I was asked the question just the other day by a friend who was unfamiliar with the difference between the effects of high blood sugar readings to those of a low reading. I contemplated my answer and discussed it with Ewan, my 10 yr old son who has Type 1, insulin pumper!
When Ewan was diagnosed 2.5 yrs ago the word ‘hypo’ sent shivers down my spine, it sounded so serious, deadly serious! When I was told by a nurse that Ewan could have several of these a day while we were getting used to his insulin regime, I was horrified!
I imagined him passing out on the street, or slipping unconscious during classes at school but the reality of a hypo was one of our few pleasant surprises during those early weeks. Ewan would say he felt shakey, his legs a bit like jelly, a blood check would confirm his sugars were a bit low, we would treat with jelly babies or Lucozade and 15 minutes later all would be fine!
When I first heard the word ‘hyper’ I immediately thought of the abbreviation for hyperactive, I never related it to hyperglycaemic, why should I? I’d never heard that word before. So again my mind played tricks on me and I pictured Ewan running around the house screaming and waving his arms around or having an uncontrollable fit of giggles when he should have been concentrating in maths … but again, how wrong I was!
Whilst the hypo had been my pleasant surprise, the hyper came as a nasty shock. Words like ketones, ketoacidosis and coma (yes coma!!) we’re branded around in abundance and with unnerving normality.
Now, we’ve experienced many of these highs and lows over the past few years and as a mum I definitely find one much easier to deal with than the other, but as the person with diabetes, Ewan is at odds with my conclusion.
The hypo is quick, his awareness is exceptional so treating and recovering from them is quick too. The treatment feels like I’m giving him a treat and no sooner has he felt the shakes then he’s back to doing whatever it was he was doing! For Ewan though this is a pain, the shakes feel awful and stop him from doing what he was doing. The jelly babies and lucozade ‘treat’ as a treatment is becoming boring and a little bit sickly and because of hypos he has to carry a bag everywhere he goes with sugary supplies that he can’t just eat and drink whenever he chooses – torture!
The hyper is hidden. His symptoms of high blood sugars are almost none existent and often surprise us when we are doing routine checks.

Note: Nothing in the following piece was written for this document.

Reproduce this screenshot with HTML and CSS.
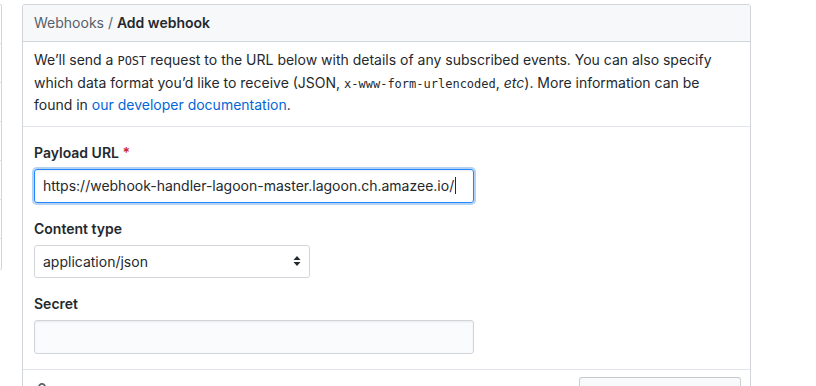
FILE: index.html
```html
<!DOCTYPE html>
<html>
<head>
<meta charset="utf-8">
<link rel="stylesheet" href="styles.css">
</head>
<body>
<div class="page">
  <nav class="sidebar">
    <div class="side-item"></div>
    <div class="side-item"></div>
    <div class="side-item"></div>
    <div class="side-item"></div>
    <div class="side-item"></div>
    <div class="side-item"></div>
    <div class="side-item last"></div>
  </nav>
  <div class="panel">
    <div class="panel-head"><span class="crumb">Webhooks /</span> <strong>Add webhook</strong></div>
    <p class="desc">We’ll send a <code>POST</code> request to the URL below with details of any subscribed events. You can also specify<br>which data format you’d like to receive (JSON, <code>x-www-form-urlencoded</code>, <em>etc</em>). More information can be<br>found in <a href="#">our developer documentation</a>.</p>
    <div class="form">
      <div class="field">
        <label class="label">Payload URL <span class="req">*</span></label>
        <div class="input focus"><span>https://webhook-handler-lagoon-master.lagoon.ch.amazee.io/</span><span class="caret"></span></div>
      </div>
      <div class="field">
        <label class="label">Content type</label>
        <div class="select"><span>application/json</span>
          <svg class="arrows" width="8" height="12" viewBox="0 0 8 12"><path d="M4 1 L7.5 5 H0.5 Z M4 11 L7.5 7 H0.5 Z" fill="#24292e"/></svg>
        </div>
      </div>
      <div class="field">
        <label class="label">Secret</label>
        <div class="input secret"></div>
      </div>
    </div>
    <div class="ssl-row">
      <div class="ssl-text">
        <svg class="lock" width="12" height="16" viewBox="0 0 12 16"><path d="M4 13H3v-1h1v1zm8-6v7c0 .55-.45 1-1 1H1c-.55 0-1-.45-1-1V7c0-.55.45-1 1-1h1V4c0-2.190 1.8-4 4-4s4 1.81 4 4v2h1c.55 0 1 .45 1 1zM3.8 6h4.41V4c0-1.220-.98-2.200-2.200-2.200-1.220 0-2.200.98-2.200 2.200v2H3.8zM11 7H2v7h9V7zM4 8H3v1h1V8zm0 2H3v1h1v-1z" fill="#586069"/></svg>
        <span>By default, we verify SSL certificates when delivering payloads.</span>
      </div>
      <button class="btn-danger">Disable SSL verification</button>
    </div>
  </div>
</div>
</body>
</html>
```

FILE: styles.css
```css
html, body {
  margin: 0;
  padding: 0;
  background: #fff;
  overflow: hidden;
}
body {
  font-family: Inter, "Liberation Sans", Arial, sans-serif;
  font-size: 14px;
  color: #24292e;
}
.page {
  display: flex;
  align-items: flex-start;
  padding-top: 4px;
}
.sidebar {
  width: 1px;
  border: 1px solid #d1d5da;
  border-left: 0;
  border-radius: 0 3px 3px 0;
  margin-right: 20px;
}
.side-item {
  height: 38px;
  border-bottom: 1px solid #e1e4e8;
}
.side-item.last {
  height: 30px;
  border-bottom: 0;
}
.panel {
  width: 727px;
  border: 1px solid #d1d5da;
  border-radius: 3px;
  height: 400px;
}
.panel-head {
  background: #f6f8fa;
  height: 36px;
  line-height: 36px;
  padding: 0 11px;
  border-bottom: 1px solid #d1d5da;
  border-radius: 3px 3px 0 0;
  font-size: 14px;
}
.crumb {
  color: #586069;
}
.panel-head strong {
  color: #24292e;
  font-weight: 600;
}
.desc {
  margin: 0;
  padding: 7px 11px 9px;
  line-height: 22.5px;
  border-bottom: 1px solid #e1e4e8;
  white-space: nowrap;
}
.desc code {
  font-family: "DejaVu Sans Mono", monospace;
  font-size: 12px;
  line-height: 0;
}
.desc a {
  color: #0366d6;
  text-decoration: none;
}
.form {
  padding: 16px 11px 15px;
  border-bottom: 1px solid #e1e4e8;
  display: flex;
  flex-direction: column;
  gap: 16px;
}
.field {
  display: flex;
  flex-direction: column;
  gap: 6px;
}
.label {
  font-weight: 600;
  line-height: 20px;
}
.req {
  color: #cb2431;
}
.input {
  box-sizing: border-box;
  width: 440px;
  height: 34px;
  border: 1px solid #d1d5da;
  border-radius: 3px;
  padding: 0 8px;
  display: flex;
  align-items: center;
  font-size: 14px;
  box-shadow: inset 0 1px 2px rgba(27,31,35,.075);
}
.input.focus {
  border-color: #2188ff;
  box-shadow: inset 0 1px 2px rgba(27,31,35,.075), 0 0 0 2px rgba(3,102,214,.3);
  color: #24292e;
}
.caret {
  display: inline-block;
  width: 1px;
  height: 17px;
  background: #24292e;
  margin-left: 1px;
}
.input.secret {
  background: #fafbfc;
}
.select {
  box-sizing: border-box;
  width: 276px;
  height: 33px;
  border: 1px solid #d1d5da;
  border-radius: 3px;
  padding: 0 8px;
  display: flex;
  align-items: center;
  justify-content: space-between;
  background: #fff;
}
.ssl-row {
  display: flex;
  justify-content: space-between;
  align-items: flex-start;
  padding: 7px 9px 0 13px;
}
.ssl-text {
  display: flex;
  align-items: center;
  gap: 6px;
  padding-top: 6px;
  color: #586069;
  font-weight: 600;
}
.lock {
  flex: none;
}
.btn-danger {
  font-family: inherit;
  font-size: 13px;
  font-weight: 600;
  color: #cb2431;
  background: linear-gradient(-180deg, #fafbfc 0%, #eff3f6 90%);
  border: 1px solid rgba(27,31,35,.2);
  border-radius: 3px;
  width: 162px;
  height: 30px;
  padding: 0;
}
```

That’s when I have to start using my brain… calculating temporary basel increases, adjusting ratios and setting alarms for endless re-tests and ketone tests while his sugars slowly return to acceptable levels, all the while the words ketoacidosis and coma reverberate around my head and the long-term side effects of high blood sugars gnaw at my conscience.
Ewan on the other hand is pretty oblivious, aside from the extra testing and correction boluses through his pump he pretty much carries on as normal and feels no different.
You can see why our conclusions are at odds with each other!
For me – hypos are in the now, recognise them, deal with them quickly and all will be fine. Ewan is 10, he lives in the now, hypos are a pain.
For me – hypers are hidden and they signal something is really wrong, put it right or suffer the consequences of possible long-term side effects and hospitalisation. Ewan doesn’t look at the future, he is 10, he lives in the now.
The lesser of two evils? Ask me and I’d tell you hypo, ask Ewan and he’d say hyper. The real answer is in the question though, they are both evil!